Output every line exactly as written. Leave out pictures.

_ _ _ _ _ _ _

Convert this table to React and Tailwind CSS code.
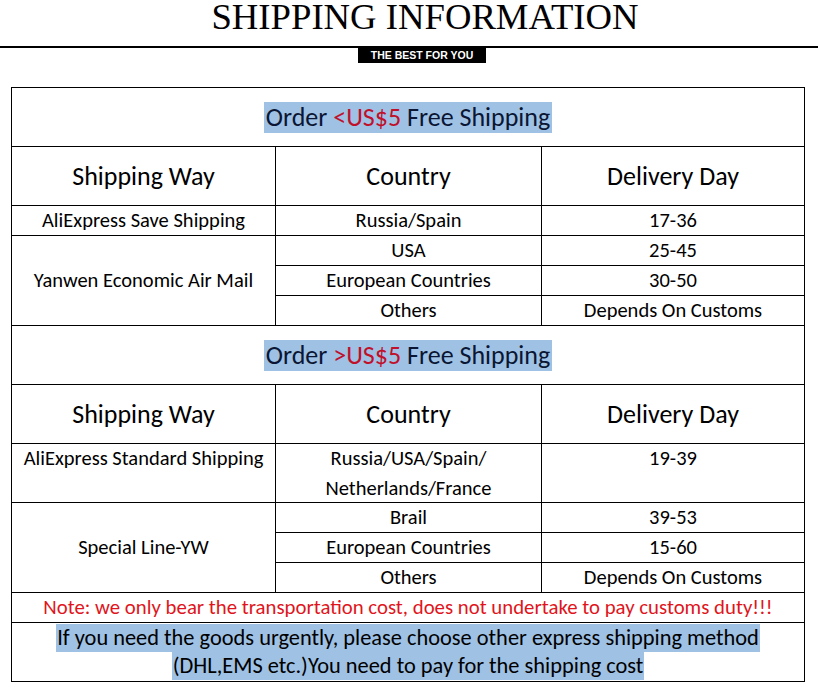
import React from "react";

const base = "border-r border-b border-black flex items-center justify-center text-center";
const c = `${base} text-black`;

function Row3({ a, b, d }) {
  return (
    <>
      <div className={c}>{a}</div>
      <div className={c}>{b}</div>
      <div className={c}>{d}</div>
    </>
  );
}

function OrderRow({ sign }) {
  return (
    <div className={`${base} col-span-3 text-[26px]`}>
      <span className="inline-block bg-[#9fc1e4] leading-[31px] px-[2px] text-[#0a1633]">
        Order <span className="text-[#c0102a]">{sign}US$5</span> Free Shipping
      </span>
    </div>
  );
}

function Headers() {
  return (
    <>
      <div className={`${c} text-[26px]`}>Shipping Way</div>
      <div className={`${c} text-[26px]`}>Country</div>
      <div className={`${c} text-[26px]`}>Delivery Day</div>
    </>
  );
}

export default function App() {
  return (
    <div className="w-[818px] h-[688px] bg-white overflow-hidden">
      <div className="h-[46px] flex justify-center pl-[32px]">
        <div className="[font-family:'Liberation_Serif',serif] text-[36.7px] leading-[34px] text-black">
          SHIPPING INFORMATION
        </div>
      </div>
      <div className="h-[2px] bg-black" />
      <div className="flex justify-center pl-[26px]">
        <div className="w-[128px] h-[15px] bg-black text-white font-bold text-[10.5px] leading-[15px] text-center [font-family:'Liberation_Sans',sans-serif]">
          THE BEST FOR YOU
        </div>
      </div>
      <div className="mt-[24px] ml-[11px] w-[794px] border-l border-t border-black grid grid-cols-[264px_266px_263px] grid-rows-[59px_59px_30px_30px_30px_30px_59px_59px_59px_30px_30px_30px_30px_59px] [font-family:Carlito,Calibri,Lato,sans-serif] text-[20.5px]">
        <OrderRow sign="<" />
        <Headers />
        <Row3 a="AliExpress Save Shipping" b="Russia/Spain" d="17-36" />
        <div className={`${c} row-span-3`}>Yanwen Economic Air Mail</div>
        <div className={c}>USA</div>
        <div className={c}>25-45</div>
        <div className={c}>European Countries</div>
        <div className={c}>30-50</div>
        <div className={c}>Others</div>
        <div className={c}>Depends On Customs</div>
        <OrderRow sign=">" />
        <Headers />
        <div className="border-r border-b border-black text-center text-black leading-[29.5px]">AliExpress Standard Shipping</div>
        <div className="border-r border-b border-black text-center text-black leading-[29.5px]">
          Russia/USA/Spain/
          <br />
          Netherlands/France
        </div>
        <div className="border-r border-b border-black text-center text-black leading-[29.5px]">19-39</div>
        <div className={`${c} row-span-3`}>Special Line-YW</div>
        <div className={c}>Brail</div>
        <div className={c}>39-53</div>
        <div className={c}>European Countries</div>
        <div className={c}>15-60</div>
        <div className={c}>Others</div>
        <div className={c}>Depends On Customs</div>
        <div className={`${base} col-span-3 text-[#e0151c] text-[20.8px]`}>
          Note: we only bear the transportation cost, does not undertake to pay customs duty!!!
        </div>
        <div className="col-span-3 border-r border-b border-black flex flex-col items-center justify-center text-[22.4px] text-black">
          <span className="inline-block bg-[#9fc1e4] h-[28px] leading-[28px] px-[1px]">
            If you need the goods urgently, please choose other express shipping method
          </span>
          <span className="inline-block bg-[#9fc1e4] h-[28px] leading-[28px] px-[1px]">
            (DHL,EMS etc.)You need to pay for the shipping cost
          </span>
        </div>
      </div>
    </div>
  );
}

_ _ _ _ _ _ _

> [Output]:
Convert this table to React and Tailwind CSS code.
import React from "react";

const base = "border-r border-b border-black flex items-center justify-center text-center";
const c = `${base} text-black`;

function Row3({ a, b, d }) {
  return (
    <>
      <div className={c}>{a}</div>
      <div className={c}>{b}</div>
      <div className={c}>{d}</div>
    </>
  );
}

function OrderRow({ sign }) {
  return (
    <div className={`${base} col-span-3 text-[26px]`}>
      <span className="inline-block bg-[#9fc1e4] leading-[31px] px-[2px] text-[#0a1633]">
        Order <span className="text-[#c0102a]">{sign}US$5</span> Free Shipping
      </span>
    </div>
  );
}

function Headers() {
  return (
    <>
      <div className={`${c} text-[26px]`}>Shipping Way</div>
      <div className={`${c} text-[26px]`}>Country</div>
      <div className={`${c} text-[26px]`}>Delivery Day</div>
    </>
  );
}

export default function App() {
  return (
    <div className="w-[818px] h-[688px] bg-white overflow-hidden">
      <div className="h-[46px] flex justify-center pl-[32px]">
        <div className="[font-family:'Liberation_Serif',serif] text-[36.7px] leading-[34px] text-black">
          SHIPPING INFORMATION
        </div>
      </div>
      <div className="h-[2px] bg-black" />
      <div className="flex justify-center pl-[26px]">
        <div className="w-[128px] h-[15px] bg-black text-white font-bold text-[10.5px] leading-[15px] text-center [font-family:'Liberation_Sans',sans-serif]">
          THE BEST FOR YOU
        </div>
      </div>
      <div className="mt-[24px] ml-[11px] w-[794px] border-l border-t border-black grid grid-cols-[264px_266px_263px] grid-rows-[59px_59px_30px_30px_30px_30px_59px_59px_59px_30px_30px_30px_30px_59px] [font-family:Carlito,Calibri,Lato,sans-serif] text-[20.5px]">
        <OrderRow sign="<" />
        <Headers />
        <Row3 a="AliExpress Save Shipping" b="Russia/Spain" d="17-36" />
        <div className={`${c} row-span-3`}>Yanwen Economic Air Mail</div>
        <div className={c}>USA</div>
        <div className={c}>25-45</div>
        <div className={c}>European Countries</div>
        <div className={c}>30-50</div>
        <div className={c}>Others</div>
        <div className={c}>Depends On Customs</div>
        <OrderRow sign=">" />
        <Headers />
        <div className="border-r border-b border-black text-center text-black leading-[29.5px]">AliExpress Standard Shipping</div>
        <div className="border-r border-b border-black text-center text-black leading-[29.5px]">
          Russia/USA/Spain/
          <br />
          Netherlands/France
        </div>
        <div className="border-r border-b border-black text-center text-black leading-[29.5px]">19-39</div>
        <div className={`${c} row-span-3`}>Special Line-YW</div>
        <div className={c}>Brail</div>
        <div className={c}>39-53</div>
        <div className={c}>European Countries</div>
        <div className={c}>15-60</div>
        <div className={c}>Others</div>
        <div className={c}>Depends On Customs</div>
        <div className={`${base} col-span-3 text-[#e0151c] text-[20.8px]`}>
          Note: we only bear the transportation cost, does not undertake to pay customs duty!!!
        </div>
        <div className="col-span-3 border-r border-b border-black flex flex-col items-center justify-center text-[22.4px] text-black">
          <span className="inline-block bg-[#9fc1e4] h-[28px] leading-[28px] px-[1px]">
            If you need the goods urgently, please choose other express shipping method
          </span>
          <span className="inline-block bg-[#9fc1e4] h-[28px] leading-[28px] px-[1px]">
            (DHL,EMS etc.)You need to pay for the shipping cost
          </span>
        </div>
      </div>
    </div>
  );
}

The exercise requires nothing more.